[Web page code records]
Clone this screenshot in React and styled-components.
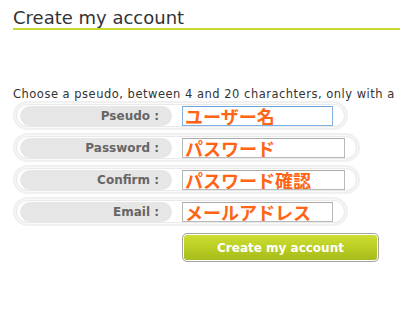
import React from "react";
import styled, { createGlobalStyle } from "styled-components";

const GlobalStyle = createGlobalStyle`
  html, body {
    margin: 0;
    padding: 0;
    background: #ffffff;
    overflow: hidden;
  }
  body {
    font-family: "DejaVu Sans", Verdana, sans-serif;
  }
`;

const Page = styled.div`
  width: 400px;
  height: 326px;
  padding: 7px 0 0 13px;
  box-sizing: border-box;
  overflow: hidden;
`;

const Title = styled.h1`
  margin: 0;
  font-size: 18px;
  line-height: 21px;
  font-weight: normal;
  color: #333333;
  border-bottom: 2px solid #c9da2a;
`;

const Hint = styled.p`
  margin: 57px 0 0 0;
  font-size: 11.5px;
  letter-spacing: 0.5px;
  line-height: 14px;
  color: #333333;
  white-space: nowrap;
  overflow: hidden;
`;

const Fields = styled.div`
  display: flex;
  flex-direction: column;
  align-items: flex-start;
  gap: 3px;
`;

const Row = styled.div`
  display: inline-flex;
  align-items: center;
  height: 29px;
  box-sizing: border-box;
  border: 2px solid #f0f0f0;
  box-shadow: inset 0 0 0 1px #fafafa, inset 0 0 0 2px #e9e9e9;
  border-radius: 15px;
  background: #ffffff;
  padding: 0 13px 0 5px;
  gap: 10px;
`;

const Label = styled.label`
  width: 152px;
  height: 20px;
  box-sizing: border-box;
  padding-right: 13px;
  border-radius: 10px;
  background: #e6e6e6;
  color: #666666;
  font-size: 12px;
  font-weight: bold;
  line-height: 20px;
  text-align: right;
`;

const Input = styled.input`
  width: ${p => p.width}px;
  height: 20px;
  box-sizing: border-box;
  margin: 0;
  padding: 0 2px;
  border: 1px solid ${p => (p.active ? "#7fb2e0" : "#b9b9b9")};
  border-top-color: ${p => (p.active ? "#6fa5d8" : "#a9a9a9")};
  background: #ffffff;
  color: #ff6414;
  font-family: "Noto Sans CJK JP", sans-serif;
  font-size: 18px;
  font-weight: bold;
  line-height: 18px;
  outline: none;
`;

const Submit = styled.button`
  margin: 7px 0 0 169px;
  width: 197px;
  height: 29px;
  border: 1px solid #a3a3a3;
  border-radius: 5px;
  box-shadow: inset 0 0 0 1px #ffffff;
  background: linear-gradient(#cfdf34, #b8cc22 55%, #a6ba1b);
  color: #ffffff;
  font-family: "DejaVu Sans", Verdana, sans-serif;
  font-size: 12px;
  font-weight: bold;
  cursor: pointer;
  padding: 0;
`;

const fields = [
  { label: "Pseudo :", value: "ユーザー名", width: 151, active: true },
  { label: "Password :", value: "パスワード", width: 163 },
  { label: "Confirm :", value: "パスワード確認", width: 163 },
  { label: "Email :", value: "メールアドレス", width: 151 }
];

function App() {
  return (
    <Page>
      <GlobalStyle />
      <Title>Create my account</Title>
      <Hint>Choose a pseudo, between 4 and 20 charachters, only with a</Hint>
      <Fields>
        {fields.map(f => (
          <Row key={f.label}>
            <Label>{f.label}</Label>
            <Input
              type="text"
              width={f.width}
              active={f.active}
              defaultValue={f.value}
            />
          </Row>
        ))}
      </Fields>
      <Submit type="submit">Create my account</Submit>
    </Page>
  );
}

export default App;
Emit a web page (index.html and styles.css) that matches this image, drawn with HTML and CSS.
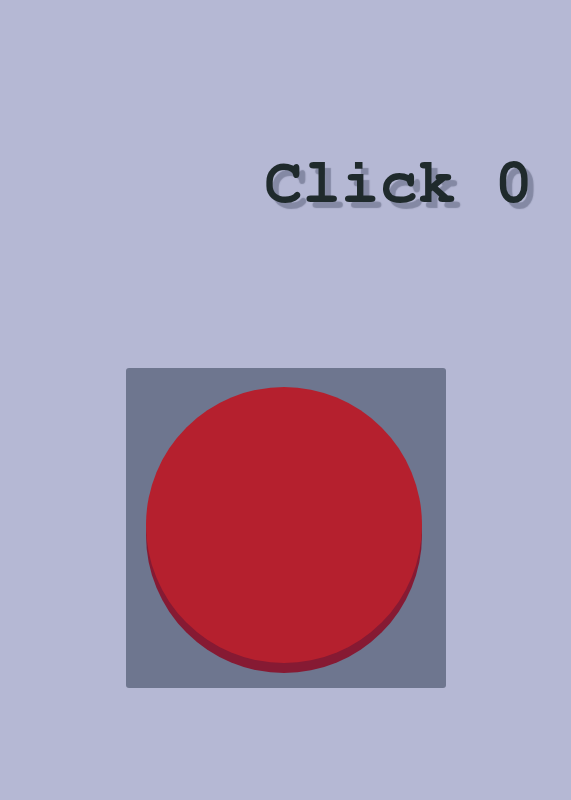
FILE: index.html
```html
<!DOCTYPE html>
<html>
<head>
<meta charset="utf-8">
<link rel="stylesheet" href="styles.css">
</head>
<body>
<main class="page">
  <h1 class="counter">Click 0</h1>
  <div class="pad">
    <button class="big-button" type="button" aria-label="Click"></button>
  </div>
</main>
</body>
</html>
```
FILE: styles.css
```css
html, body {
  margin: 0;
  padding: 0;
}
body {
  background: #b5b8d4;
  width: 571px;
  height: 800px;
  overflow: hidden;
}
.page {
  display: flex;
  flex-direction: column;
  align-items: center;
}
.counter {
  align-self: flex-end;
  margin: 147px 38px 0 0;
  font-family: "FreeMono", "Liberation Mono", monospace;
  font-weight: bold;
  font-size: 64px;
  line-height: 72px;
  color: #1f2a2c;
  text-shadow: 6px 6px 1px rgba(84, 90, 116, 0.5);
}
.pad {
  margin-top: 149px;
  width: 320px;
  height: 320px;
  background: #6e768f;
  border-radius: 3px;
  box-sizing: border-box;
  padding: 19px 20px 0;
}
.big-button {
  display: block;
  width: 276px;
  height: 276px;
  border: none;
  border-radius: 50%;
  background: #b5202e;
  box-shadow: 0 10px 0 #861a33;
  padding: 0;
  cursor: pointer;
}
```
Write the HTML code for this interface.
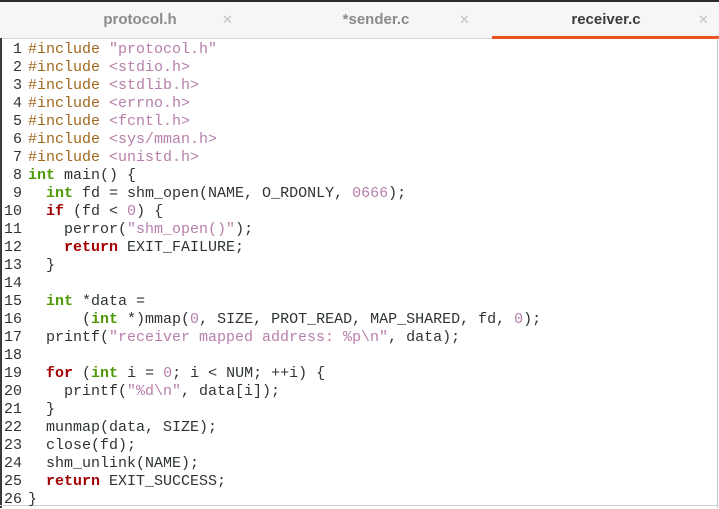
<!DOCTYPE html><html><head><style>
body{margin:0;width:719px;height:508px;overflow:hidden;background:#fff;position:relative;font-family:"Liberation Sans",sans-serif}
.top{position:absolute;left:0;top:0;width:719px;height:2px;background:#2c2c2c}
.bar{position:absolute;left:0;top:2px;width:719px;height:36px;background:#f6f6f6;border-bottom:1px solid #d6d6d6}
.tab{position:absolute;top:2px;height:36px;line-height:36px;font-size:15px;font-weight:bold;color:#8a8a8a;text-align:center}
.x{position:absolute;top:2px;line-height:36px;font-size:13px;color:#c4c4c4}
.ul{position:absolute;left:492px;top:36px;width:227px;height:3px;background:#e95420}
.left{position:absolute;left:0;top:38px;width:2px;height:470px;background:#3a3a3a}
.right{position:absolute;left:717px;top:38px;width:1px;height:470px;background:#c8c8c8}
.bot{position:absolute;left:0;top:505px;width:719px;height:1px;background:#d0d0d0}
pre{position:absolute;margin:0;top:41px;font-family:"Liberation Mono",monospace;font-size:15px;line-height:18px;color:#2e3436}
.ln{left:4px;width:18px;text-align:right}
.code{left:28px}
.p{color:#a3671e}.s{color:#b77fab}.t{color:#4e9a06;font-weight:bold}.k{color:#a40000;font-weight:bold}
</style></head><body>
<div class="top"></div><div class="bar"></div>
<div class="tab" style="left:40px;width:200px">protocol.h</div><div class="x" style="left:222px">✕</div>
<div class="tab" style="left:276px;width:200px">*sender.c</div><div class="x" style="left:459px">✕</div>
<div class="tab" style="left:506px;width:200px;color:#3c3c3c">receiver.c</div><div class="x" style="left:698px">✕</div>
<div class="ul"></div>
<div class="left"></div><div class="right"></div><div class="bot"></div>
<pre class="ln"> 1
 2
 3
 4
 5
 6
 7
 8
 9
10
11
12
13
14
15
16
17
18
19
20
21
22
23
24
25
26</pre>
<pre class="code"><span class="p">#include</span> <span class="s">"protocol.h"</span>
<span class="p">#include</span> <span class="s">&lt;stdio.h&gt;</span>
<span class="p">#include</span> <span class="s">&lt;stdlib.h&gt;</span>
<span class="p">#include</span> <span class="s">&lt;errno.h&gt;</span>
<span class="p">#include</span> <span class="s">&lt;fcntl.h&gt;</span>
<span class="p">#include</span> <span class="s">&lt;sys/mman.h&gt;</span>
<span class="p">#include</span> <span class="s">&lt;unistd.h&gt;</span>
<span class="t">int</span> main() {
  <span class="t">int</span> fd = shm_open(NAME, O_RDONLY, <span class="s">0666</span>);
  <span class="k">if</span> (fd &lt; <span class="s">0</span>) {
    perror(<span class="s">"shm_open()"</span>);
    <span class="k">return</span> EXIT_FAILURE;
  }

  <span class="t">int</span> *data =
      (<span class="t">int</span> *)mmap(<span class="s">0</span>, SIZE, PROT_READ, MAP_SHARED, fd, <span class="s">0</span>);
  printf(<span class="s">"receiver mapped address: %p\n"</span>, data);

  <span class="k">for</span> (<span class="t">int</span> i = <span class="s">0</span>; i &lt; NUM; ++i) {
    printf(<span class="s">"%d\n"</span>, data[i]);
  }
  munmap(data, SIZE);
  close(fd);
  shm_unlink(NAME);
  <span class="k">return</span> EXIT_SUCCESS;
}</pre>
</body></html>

Exercise requirements
Gather up every line in the data above that contains the word "React", copying each one.

Written solution
Clone this screenshot in React and styled-components.
import React from "react";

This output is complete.